Tanto isso é verdade que, por pouco, eles não mantiveram o trono à força. Como dizem os juristas mais ortodoxos, não lograram êxito porque, além de amadores, são burros, tão burros que deixaram muito mais do que pegadas e rastros. Deixaram um caminho imenso e intenso de estrumes espalhados pela Praça dos Três Poderes e pelas principais praças do país. Não à toa, a maioria deles já acordava e acorda com o taxímetro ligado contra Luiz Inácio e contra todos que tiveram a coragem de se posicionar a favor da democracia e do progresso. Na verdade, Lula foi apenas o pretexto do levante programado para 8 de janeiro de 2023, com sequelas até hoje.

Fosse quem fosse o vencedor, o bolsonarismo com predisposição à bagunça e aos distúrbios se insurgiria até mesmo em objeção ao papa Francisco, a quem rotularia de comunista e usurpador da pátria. Se havia dúvida de que Luiz Inácio é só o pretexto para que os bolsonaristas continuem se assanhando, basta lembrar a recente reação do ex-presidente a uma simbólica lista de governadores aptos a substituí-lo na corrida presidencial de 2026, da qual ele está impedido de participar.

Para os fanáticos, o moribundo é insubstituível, inquestionável e, haja o que houver, sempre presidenciável. Ou seja, não admitem a hipótese de ele ser imprestável, insustentável e inaceitável. Imbrochável, nem pensar. É uma heresia. Por essa e outras razões, perdi o saco de questionar o eleitor fanatizado, aquele que sempre procura desculpas para legitimar as más condutas de seus políticos de estimação. Meu apreço é exclusivamente por aqueles que honram seus compromissos com o povo.

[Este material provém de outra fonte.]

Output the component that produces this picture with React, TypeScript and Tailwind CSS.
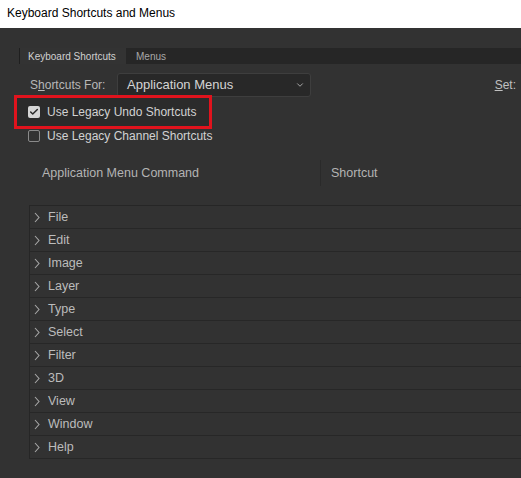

Partindo do pressuposto filosofal de que política pode não definir caráter, mas define QI, endosso todo tipo de apreço aos que, sem medo de gritos e xingamentos, criticam o oportunismo e as mentiras de candidatos mal-intencionados, bem como as de seus seguidores de índole duvidosa. Portanto, sem me desligar dos que optam pelo caminho inverso, não há como deixar de defender os poucos que dispõem de sabedoria capaz de ultrapassar os ensinamentos básicos da assessoria formal ou informal, que vive de dizer amém. Eis o mistério da perdição política. Os que se apegam exclusivamente à filosofia do limbo percorrem o país em busca do nada.